Of the 120,000 “Japanese” were imprisoned in the camps — over two-thirds of them were American citizens. Shimomura, along with his parents and relatives, were imprisoned for more than three years before they were allowed to return to their home in Seattle. Many of the artist’s first memories were of life in the camp. Eventually, Shimomura landed a teaching position at the University of Kansas, where in contrast to the racial diversity of Seattle, he was constantly self-conscious of his ethnic identity. In 1976, these formative experiences led him to begin researching the most shameful moments in American history, culminating with his creation of the extraordinary Minidoka series.
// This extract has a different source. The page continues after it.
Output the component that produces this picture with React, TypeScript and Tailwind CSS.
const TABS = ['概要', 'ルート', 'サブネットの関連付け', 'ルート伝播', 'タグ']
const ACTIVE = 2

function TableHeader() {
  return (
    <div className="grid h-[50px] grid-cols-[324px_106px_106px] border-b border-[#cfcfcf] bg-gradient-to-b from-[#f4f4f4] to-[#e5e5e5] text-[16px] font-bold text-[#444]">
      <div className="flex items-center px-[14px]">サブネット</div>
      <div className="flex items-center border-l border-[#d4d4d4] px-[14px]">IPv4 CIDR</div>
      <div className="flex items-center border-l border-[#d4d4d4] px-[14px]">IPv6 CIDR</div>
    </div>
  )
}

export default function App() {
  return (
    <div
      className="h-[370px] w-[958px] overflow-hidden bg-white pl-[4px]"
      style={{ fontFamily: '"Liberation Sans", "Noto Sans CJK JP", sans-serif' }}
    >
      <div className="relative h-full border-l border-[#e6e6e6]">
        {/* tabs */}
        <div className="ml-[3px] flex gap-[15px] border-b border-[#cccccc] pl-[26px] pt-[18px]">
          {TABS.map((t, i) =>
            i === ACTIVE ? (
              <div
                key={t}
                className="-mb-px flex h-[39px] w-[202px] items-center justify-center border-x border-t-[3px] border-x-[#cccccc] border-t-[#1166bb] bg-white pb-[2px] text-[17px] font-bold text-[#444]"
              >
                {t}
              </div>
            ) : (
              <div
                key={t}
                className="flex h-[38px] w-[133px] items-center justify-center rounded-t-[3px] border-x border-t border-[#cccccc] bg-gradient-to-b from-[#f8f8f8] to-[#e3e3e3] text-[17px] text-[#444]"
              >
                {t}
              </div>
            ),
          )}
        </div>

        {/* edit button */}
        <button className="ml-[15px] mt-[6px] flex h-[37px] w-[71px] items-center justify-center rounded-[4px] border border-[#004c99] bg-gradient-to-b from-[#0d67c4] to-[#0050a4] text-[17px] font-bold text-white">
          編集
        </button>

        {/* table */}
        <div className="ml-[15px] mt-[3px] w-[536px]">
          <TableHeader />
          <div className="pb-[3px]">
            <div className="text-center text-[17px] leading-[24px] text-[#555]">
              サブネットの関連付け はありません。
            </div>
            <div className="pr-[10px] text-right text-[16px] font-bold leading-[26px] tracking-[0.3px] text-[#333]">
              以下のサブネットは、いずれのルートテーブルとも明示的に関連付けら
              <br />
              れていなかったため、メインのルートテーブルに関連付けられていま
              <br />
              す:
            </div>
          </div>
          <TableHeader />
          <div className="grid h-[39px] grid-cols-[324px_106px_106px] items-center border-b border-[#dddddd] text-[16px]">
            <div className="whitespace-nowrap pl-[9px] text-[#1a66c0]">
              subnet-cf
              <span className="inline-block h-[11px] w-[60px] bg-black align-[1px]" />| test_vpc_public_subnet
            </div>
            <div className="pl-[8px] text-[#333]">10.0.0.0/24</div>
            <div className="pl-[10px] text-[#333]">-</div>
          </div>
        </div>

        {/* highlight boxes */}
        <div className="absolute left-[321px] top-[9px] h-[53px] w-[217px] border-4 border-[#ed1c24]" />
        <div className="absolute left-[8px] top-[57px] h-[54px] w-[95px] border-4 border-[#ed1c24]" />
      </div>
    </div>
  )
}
Since then, Shimomura has created a diverse range of work, from paintings and lithographs to performance pieces, all dealing with the experience of incarceration. The works in the exhibition, for example, form part of a much larger series of paintings that comment on the threats and crises that contemporary America faces. They also question whether the United States will commit to its professed ideals of truth, justice and freedom. His work testifies that issues of racial and ethnic profiling have yet to be resolved decades after the end of the WWII.

The Minidoka On My Mind Exhibition, curated by Ellen Avril, chief curator and curator of Asian art at the Johnson Museum, is on display until Dec. 22.